I find myself rewriting these lists to consolidate and re-date them. There is comfort in seeing all my bills listed in neat (or not so neat) rows, tallied at the bottom. To the side paychecks are listed and subtracted. Sort of like a budget maybe? (he he) Or how about long lists of tasks to be done, things to not forget to do. It seems at time my time is so over-scheduled, it is easy to forget to do something. Did I remember to write down sleep on any of this week’s lists? An agenda list is nice to have. Then there are those long time lists, the goals, the things I would like to accomplish in my life. And places to visit. My favorites places folder on my PC is FULL of those lists. Everything neatly categorized – until I try to find something I know I read somewhere once before – sigh.

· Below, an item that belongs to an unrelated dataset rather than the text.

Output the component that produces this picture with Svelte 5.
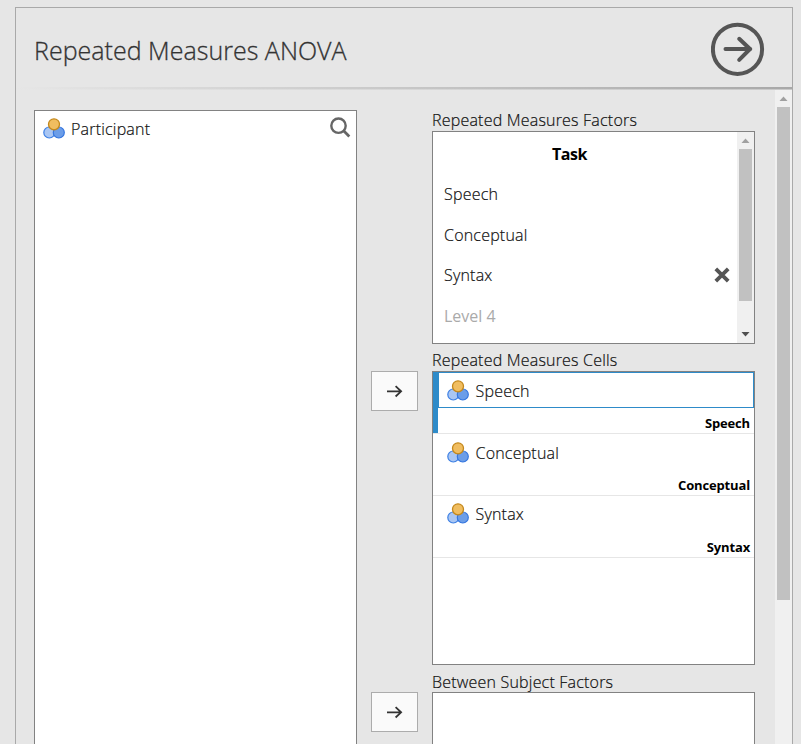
<script>
  const levels = ['Speech', 'Conceptual', 'Syntax'];
</script>

{#snippet nominal()}
  <svg class="nominal" width="22" height="21" viewBox="0 0 22 21">
    <circle cx="6.3" cy="14.5" r="5.5" fill="#a9c6f3" stroke="#3e80e4" stroke-width="1.2" />
    <circle cx="15.8" cy="14.5" r="5.5" fill="#6b9de8" stroke="#3576df" stroke-width="1.2" />
    <circle cx="11" cy="6.3" r="5.5" fill="#f0bd60" stroke="#c4881c" stroke-width="1.3" />
  </svg>
{/snippet}

{#snippet assign()}
  <button class="assign" aria-label="Assign">
    <svg width="16" height="14" viewBox="0 0 16 14" fill="none" stroke="#333" stroke-width="1.8">
      <path d="M0 7.3H14.4M8.6 2.1L14.1 7.3L8.6 12.5" />
    </svg>
  </button>
{/snippet}

<div class="page">
  <section class="panel">
    <header>
      <h1>Repeated Measures ANOVA</h1>
      <svg width="54" height="54" viewBox="0 0 54 54" fill="none" stroke="#555" stroke-width="4">
        <circle cx="26.5" cy="27.3" r="24.6" />
        <path d="M14.5 27H39.3M28.2 16.8L39 27L28.2 37.8" stroke-linecap="round" stroke-linejoin="round" />
      </svg>
    </header>
    <div class="rule"></div>
    <div class="body">
      <div class="content">
        <div class="box variables">
          {@render nominal()}
          <span>Participant</span>
          <svg class="search" width="21" height="21" viewBox="0 0 21 21" fill="none" stroke="#666">
            <circle cx="8.5" cy="8.7" r="7.2" stroke-width="2.4" />
            <path d="M13.4 13.6L19.3 19.4" stroke-width="2.8" />
          </svg>
        </div>
        <div class="arrows">
          {@render assign()}
          {@render assign()}
        </div>
        <div class="targets">
          <div class="label l1">Repeated Measures Factors</div>
          <div class="box factors">
            <div class="levels">
              <div class="level task">Task</div>
              {#each levels as level}
                <div class="level">
                  <span>{level}</span>
                  {#if level === 'Syntax'}
                    <svg width="16" height="16" viewBox="0 0 16 16" stroke="#555" stroke-width="3.8">
                      <path d="M1.8 1.8L14.2 14.2M14.2 1.8L1.8 14.2" />
                    </svg>
                  {/if}
                </div>
              {/each}
              <div class="level new"><span>Level 4</span></div>
            </div>
            <div class="scroll">
              <svg width="17" height="17"><path d="M4.5 11L8.5 6.5L12.5 11Z" fill="#a0a0a0" /></svg>
              <div class="thumb"></div>
              <svg width="17" height="17"><path d="M4.5 6L12.5 6L8.5 10.5Z" fill="#505050" /></svg>
            </div>
          </div>
          <div class="label l2">Repeated Measures Cells</div>
          <div class="box cells">
            {#each levels as level, i}
              <div class="cell" class:selected={i === 0}>
                <div class="item">
                  {@render nominal()}
                  <span>{level}</span>
                </div>
                <div class="sub">{level}</div>
              </div>
            {/each}
          </div>
          <div class="label l3">Between Subject Factors</div>
          <div class="box between"></div>
        </div>
      </div>
      <div class="scroll outer">
        <svg width="17" height="17"><path d="M4.5 11L8.5 6.5L12.5 11Z" fill="#a0a0a0" /></svg>
        <div class="thumb"></div>
      </div>
    </div>
  </section>
</div>

<style>
  :global(body) { overflow: hidden; }
  .page {
    box-sizing: border-box;
    width: 801px;
    height: 744px;
    padding: 7px 8px 0 15px;
    overflow: hidden;
    background: #e6e6e6;
    color: #111;
    font: 300 16px/22px "Open Sans", "Noto Sans", sans-serif;
    letter-spacing: 0.2px;
    -webkit-text-stroke: 0.2px;
    white-space: nowrap;
  }
  .panel {
    box-sizing: border-box;
    width: 778px;
    height: 760px;
    border: 1px solid #a9a9a9;
  }
  header {
    display: flex;
    justify-content: space-between;
    height: 79px;
    padding: 0 27px 0 18px;
    box-sizing: border-box;
  }
  header svg { margin-top: 14px; }
  h1 {
    margin: 23px 0 0;
    font-size: 25px;
    line-height: 38px;
    font-weight: 300;
    color: #333;
    letter-spacing: 0.02px;
    -webkit-text-stroke: 0.3px;
  }
  .rule {
    height: 3px;
    background: linear-gradient(to bottom, transparent 0 67%, #e6e6e688 67%), linear-gradient(to right, #e6e6e6, #a8a8a8);
  }
  .body { display: flex; height: 670px; }
  .content {
    display: flex;
    align-items: flex-start;
    gap: 14px;
    width: 759px;
    box-sizing: border-box;
    padding-left: 18px;
  }
  .box {
    box-sizing: border-box;
    width: 323px;
    border: 1px solid #828282;
    background: #fff;
  }
  .variables {
    display: flex;
    align-items: flex-start;
    height: 650px;
    margin-top: 20px;
    padding: 7px 5px 0 8px;
  }
  .variables span { margin-left: 6px; }
  .search { margin: -1px 0 0 auto; }
  .nominal { flex: none; }
  .variables .nominal { margin-top: -0.5px; }
  .arrows {
    display: flex;
    flex-direction: column;
    gap: 281px;
    margin-top: 281px;
  }
  .assign {
    display: flex;
    align-items: center;
    justify-content: center;
    width: 47px;
    height: 40px;
    padding: 0;
    border: 1px solid #acacac;
    background: #fafafa;
  }
  .targets { padding-top: 19px; }
  .label { height: 22px; }
  .l2 { height: 22px; padding-top: 5px; }
  .l3 { height: 21px; padding-top: 6px; }
  .factors { display: flex; height: 213px; }
  .levels { width: 304px; padding-top: 2px; }
  .level {
    display: flex;
    align-items: center;
    justify-content: space-between;
    height: 40.3px;
    padding: 0 7px 0 11px;
  }
  .level svg { margin-top: -1px; }
  .task {
    justify-content: center;
    padding: 0 31px 0 0;
    font-weight: 700;
    letter-spacing: -0.4px;
    -webkit-text-stroke: 0;
    color: #000;
  }
  .new {
    padding-top: 1px;
    font-weight: 400;
    letter-spacing: 0;
    -webkit-text-stroke: 0;
    color: #aaa;
  }
  .scroll {
    display: flex;
    flex-direction: column;
    align-items: center;
    width: 17px;
    background: #f0f0f0;
  }
  .thumb { width: 13px; height: 152px; background: #c1c1c1; }
  .factors .scroll svg:last-child { margin-top: auto; }
  .outer .thumb { height: 493px; }
  .cells { height: 294px; }
  .cell {
    box-sizing: border-box;
    height: 62px;
    padding-left: 5px;
    border-bottom: 1px solid #e6e6e6;
  }
  .item {
    display: flex;
    align-items: center;
    box-sizing: border-box;
    height: 36px;
    padding-left: 8px;
    border: 1px solid transparent;
  }
  .item .nominal { margin-top: 0; }
  .item span { margin: 2px 0 0 6.5px; }
  .cell:last-child .item span { margin-top: 0; }
  .cell:last-child .nominal { margin-top: -2px; }
  .selected { background: linear-gradient(#2e8bc9, #2e8bc9) 0 0 / 5px 100% no-repeat; }
  .selected .item { border-color: #2e8bc9; }
  .sub {
    padding-right: 4px;
    text-align: right;
    font-size: 13px;
    line-height: 31px;
    height: 25px;
    font-weight: 700;
    letter-spacing: -0.15px;
    -webkit-text-stroke: 0;
    color: #000;
  }
  .between { height: 80px; }
</style>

But these lists are not an obsession. I can survive for days without thinking about one and I certainly do not obsess when I lose one or do not have paper at hand to write one down. There is no stress in not making or reading lists. It is just a de-stresser for me when I do have a list to cross off as I go along. A safety valve of sorts to be sure I have not forgotten something when I am so busy all of the time to take enough time to not forget something. Phew. Anyway no stress about it as I go along crossing off my lists if something is undone — well, let me qualify that. There is some stress on the bill thingy part – unpaid bills are stressful, especially if not paid because I forgot them or forgot to cross them off the list (we are NOT going to talk unpaid because I ran out of money first – THAT is beyond stressful and worthy of its own blog). Usually within a few days all items are crossed off of one list and it is crumbled and tossed or shredded. Soon another list is started on another scrap of paper. Sometimes months later I will find an old list in a book or in an unused purse. It is fun then to see what was finished, what was accomplished, what is still undone (that bedroom floor comes to mind here).

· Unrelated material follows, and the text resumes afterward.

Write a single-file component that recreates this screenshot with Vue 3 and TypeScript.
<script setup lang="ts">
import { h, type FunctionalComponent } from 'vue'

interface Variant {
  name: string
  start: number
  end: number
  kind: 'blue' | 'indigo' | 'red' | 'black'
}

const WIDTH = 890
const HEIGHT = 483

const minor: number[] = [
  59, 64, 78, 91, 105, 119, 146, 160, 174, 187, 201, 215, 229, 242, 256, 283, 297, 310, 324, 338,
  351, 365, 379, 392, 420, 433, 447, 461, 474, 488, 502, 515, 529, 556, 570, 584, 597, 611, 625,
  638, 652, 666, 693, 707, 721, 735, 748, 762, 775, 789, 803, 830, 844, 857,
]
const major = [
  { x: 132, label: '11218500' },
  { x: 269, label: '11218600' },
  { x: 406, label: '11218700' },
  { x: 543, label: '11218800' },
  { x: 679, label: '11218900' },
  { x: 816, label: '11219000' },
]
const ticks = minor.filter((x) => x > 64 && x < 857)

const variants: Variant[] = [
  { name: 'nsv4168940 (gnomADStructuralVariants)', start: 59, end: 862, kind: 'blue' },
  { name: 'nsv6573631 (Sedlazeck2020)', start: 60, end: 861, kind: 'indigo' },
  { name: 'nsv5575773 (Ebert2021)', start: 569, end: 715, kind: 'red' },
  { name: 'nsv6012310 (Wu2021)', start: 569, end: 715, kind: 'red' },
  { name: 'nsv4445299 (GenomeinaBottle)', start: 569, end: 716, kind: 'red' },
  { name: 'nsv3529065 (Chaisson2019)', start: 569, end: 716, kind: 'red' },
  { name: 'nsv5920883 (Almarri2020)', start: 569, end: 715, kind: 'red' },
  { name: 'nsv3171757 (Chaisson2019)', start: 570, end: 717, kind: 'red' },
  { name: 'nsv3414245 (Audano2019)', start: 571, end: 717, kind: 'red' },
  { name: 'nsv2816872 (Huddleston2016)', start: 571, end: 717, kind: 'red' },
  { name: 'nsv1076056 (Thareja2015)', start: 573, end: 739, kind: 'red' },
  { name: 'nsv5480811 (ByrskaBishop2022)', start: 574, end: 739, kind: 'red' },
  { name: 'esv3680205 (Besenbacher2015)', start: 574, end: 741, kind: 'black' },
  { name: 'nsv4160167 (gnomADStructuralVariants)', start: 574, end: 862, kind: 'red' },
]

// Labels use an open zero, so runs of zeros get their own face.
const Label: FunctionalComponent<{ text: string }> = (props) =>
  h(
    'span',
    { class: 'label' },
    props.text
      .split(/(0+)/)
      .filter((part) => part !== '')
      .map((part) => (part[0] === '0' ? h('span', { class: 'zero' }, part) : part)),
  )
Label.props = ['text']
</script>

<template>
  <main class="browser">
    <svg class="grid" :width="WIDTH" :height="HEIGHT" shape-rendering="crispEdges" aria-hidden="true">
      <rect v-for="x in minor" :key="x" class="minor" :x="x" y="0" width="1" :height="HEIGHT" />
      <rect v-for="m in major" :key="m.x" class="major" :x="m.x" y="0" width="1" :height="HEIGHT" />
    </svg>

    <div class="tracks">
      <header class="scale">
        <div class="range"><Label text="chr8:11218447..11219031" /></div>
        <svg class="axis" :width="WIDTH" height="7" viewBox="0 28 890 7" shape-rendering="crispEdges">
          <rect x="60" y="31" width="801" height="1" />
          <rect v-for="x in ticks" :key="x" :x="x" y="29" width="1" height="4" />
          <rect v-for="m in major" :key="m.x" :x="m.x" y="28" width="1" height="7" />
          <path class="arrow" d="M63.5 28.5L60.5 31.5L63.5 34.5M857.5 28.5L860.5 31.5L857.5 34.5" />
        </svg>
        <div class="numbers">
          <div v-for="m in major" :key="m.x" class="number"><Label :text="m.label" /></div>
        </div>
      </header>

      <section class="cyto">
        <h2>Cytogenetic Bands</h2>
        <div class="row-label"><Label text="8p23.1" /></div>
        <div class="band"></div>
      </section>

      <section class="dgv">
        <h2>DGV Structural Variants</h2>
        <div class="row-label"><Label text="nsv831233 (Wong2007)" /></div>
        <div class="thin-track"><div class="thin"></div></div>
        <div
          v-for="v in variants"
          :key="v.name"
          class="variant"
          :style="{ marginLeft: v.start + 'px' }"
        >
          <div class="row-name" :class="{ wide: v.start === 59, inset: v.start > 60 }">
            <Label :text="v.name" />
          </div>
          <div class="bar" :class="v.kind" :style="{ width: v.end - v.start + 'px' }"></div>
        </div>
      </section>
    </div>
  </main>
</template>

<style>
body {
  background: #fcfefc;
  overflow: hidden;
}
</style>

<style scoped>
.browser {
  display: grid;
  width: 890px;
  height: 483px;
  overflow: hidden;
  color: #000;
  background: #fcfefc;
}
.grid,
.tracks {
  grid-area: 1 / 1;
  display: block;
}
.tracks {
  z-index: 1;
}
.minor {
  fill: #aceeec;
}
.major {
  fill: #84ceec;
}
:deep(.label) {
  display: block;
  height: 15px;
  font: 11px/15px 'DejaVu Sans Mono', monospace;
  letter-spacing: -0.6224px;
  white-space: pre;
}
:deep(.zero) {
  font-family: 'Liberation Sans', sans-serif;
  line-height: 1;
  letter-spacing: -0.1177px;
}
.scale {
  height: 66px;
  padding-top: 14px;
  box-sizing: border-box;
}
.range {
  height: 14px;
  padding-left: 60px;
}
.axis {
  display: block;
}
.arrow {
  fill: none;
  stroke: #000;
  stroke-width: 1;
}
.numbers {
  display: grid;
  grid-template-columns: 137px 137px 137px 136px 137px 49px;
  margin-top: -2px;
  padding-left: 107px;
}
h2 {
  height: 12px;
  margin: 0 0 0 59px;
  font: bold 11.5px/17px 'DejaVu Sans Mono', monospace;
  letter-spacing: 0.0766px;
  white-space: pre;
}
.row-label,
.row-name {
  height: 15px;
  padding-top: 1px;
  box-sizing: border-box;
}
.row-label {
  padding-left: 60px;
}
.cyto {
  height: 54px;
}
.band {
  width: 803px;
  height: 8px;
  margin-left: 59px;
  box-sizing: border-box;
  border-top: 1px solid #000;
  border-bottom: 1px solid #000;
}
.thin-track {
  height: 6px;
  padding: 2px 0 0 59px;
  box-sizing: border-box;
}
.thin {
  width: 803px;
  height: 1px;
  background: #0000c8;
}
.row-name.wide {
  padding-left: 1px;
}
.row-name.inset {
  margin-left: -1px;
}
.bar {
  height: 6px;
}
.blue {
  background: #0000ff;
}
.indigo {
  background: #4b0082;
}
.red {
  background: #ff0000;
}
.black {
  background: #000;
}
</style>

I often wonder now if blogging isn’t just another form of lists? An extension of writing lists as we try to make sense of life around us or a hobby, a passion? A list like a blog is a tool to organize our thoughts. Pleasure and relaxation can become objects of guilt if we are neglecting those other pesky necessary details of life. If we cross off enough of those, do we earn free time, me time? Or is it the me time that gives me the impetus to cross off more of the obligations times?
So it is the same with blogging for me. It allows me to sort and list, to organize, to cut through all the little details, to find the nugget at the center. And it becomes the ultimate list of myself – here and now – and the travel back to family long ago as I do research. It is a comparison list of now against then as I use it to guide me forward and backward towards family and myself.